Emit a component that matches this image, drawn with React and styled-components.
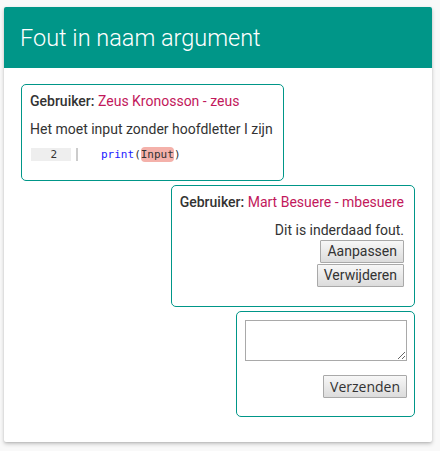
import React from 'react';
import styled, { createGlobalStyle } from 'styled-components';

const GlobalStyle = createGlobalStyle`
  html, body {
    margin: 0;
    padding: 0;
    background: #f9f9f9;
  }
  body {
    font-family: Roboto, "Liberation Sans", sans-serif;
    color: #333;
  }
`;

const Page = styled.div`
  padding: 7px 8px 10px 4px;
`;

const Card = styled.div`
  background: #fff;
  box-shadow: 0 2px 4px rgba(0, 0, 0, 0.2), 0 1px 2px rgba(0, 0, 0, 0.1);
  border-radius: 2px;
  overflow: hidden;
`;

const Header = styled.div`
  background: #009688;
  height: 61px;
  display: flex;
  align-items: center;
  padding: 0 16px;
`;

const Title = styled.h1`
  margin: 0;
  font-size: 23.5px;
  font-weight: 300;
  color: #fff;
`;

const Body = styled.div`
  padding: 16px 17px 25px;
  display: flex;
  flex-direction: column;
  gap: 4px;
`;

const Comment = styled.div`
  align-self: ${p => (p.$right ? 'flex-end' : 'flex-start')};
  border: 1px solid #009688;
  border-radius: 5px;
  padding: 6px 10px ${p => (p.$form ? '18px' : '19px')} 8px;
  font-size: 14px;
  line-height: 20px;
`;

const Author = styled.div`
  font-weight: 500;
  color: #333;
`;

const Name = styled.span`
  font-weight: 400;
  color: #c2185b;
`;

const Text = styled.p`
  margin: 8px 0 0;
  text-align: ${p => (p.$right ? 'right' : 'left')};
`;

const CodeLine = styled.div`
  display: flex;
  align-items: center;
  margin-top: 9px;
  font-family: "DejaVu Sans Mono", "Liberation Mono", monospace;
  font-size: 11px;
  line-height: 13px;
`;

const LineNo = styled.span`
  width: 40px;
  box-sizing: border-box;
  text-align: right;
  padding-right: 14px;
  background: #eee;
  color: #333;
  margin-left: 1px;
`;

const Code = styled.span`
  margin-left: 5px;
  border-left: 2px solid #ccc;
  padding-left: 23px;
  color: #333;
`;

const Keyword = styled.span`
  color: #1a1aff;
`;

const Mark = styled.span`
  background: #f4b1aa;
  border-radius: 4px;
  padding: 1px 0;
`;

const Actions = styled.div`
  display: flex;
  flex-direction: column;
  align-items: flex-end;
  gap: 1px;
`;

const Button = styled.button`
  font-family: ${p => (p.$alt ? '"Open Sans", Roboto, sans-serif' : 'Roboto, "Liberation Sans", sans-serif')};
  font-size: 14px;
  line-height: 19px;
  color: #333;
  background: linear-gradient(#f7f7f7, #dcdcdc);
  border: 1px solid #a9a9a9;
  border-radius: 1px;
  padding: 1px 6px;
  margin: 0;
`;

const Form = styled.form`
  display: flex;
  flex-direction: column;
  align-items: flex-end;
  gap: 14px;
  margin: 2px -3px 0 0;
`;

const TextArea = styled.textarea`
  width: 162px;
  height: 41px;
  box-sizing: border-box;
  border: 1px solid #a9a9a9;
  margin: 0;
  resize: both;
`;

export default function App() {
  return (
    <>
      <GlobalStyle />
      <Page>
        <Card>
          <Header>
            <Title>Fout in naam argument</Title>
          </Header>
          <Body>
            <Comment>
              <Author>
                Gebruiker: <Name>Zeus Kronosson - zeus</Name>
              </Author>
              <Text>Het moet input zonder hoofdletter I zijn</Text>
              <CodeLine>
                <LineNo>2</LineNo>
                <Code>
                  <Keyword>print</Keyword>(<Mark>Input</Mark>)
                </Code>
              </CodeLine>
            </Comment>
            <Comment $right>
              <Author>
                Gebruiker: <Name>Mart Besuere - mbesuere</Name>
              </Author>
              <Text $right>Dit is inderdaad fout.</Text>
              <Actions>
                <Button type="button">Aanpassen</Button>
                <Button type="button">Verwijderen</Button>
              </Actions>
            </Comment>
            <Comment $right $form>
              <Form onSubmit={e => e.preventDefault()}>
                <TextArea />
                <Button type="submit" $alt>Verzenden</Button>
              </Form>
            </Comment>
          </Body>
        </Card>
      </Page>
    </>
  );
}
**********
» **AIM**:
Find the lines that include the string "components", then copy each of them.

» **ANSWER IN FULL**:
Emit a component that matches this image, drawn with React and styled-components.
import styled, { createGlobalStyle } from 'styled-components';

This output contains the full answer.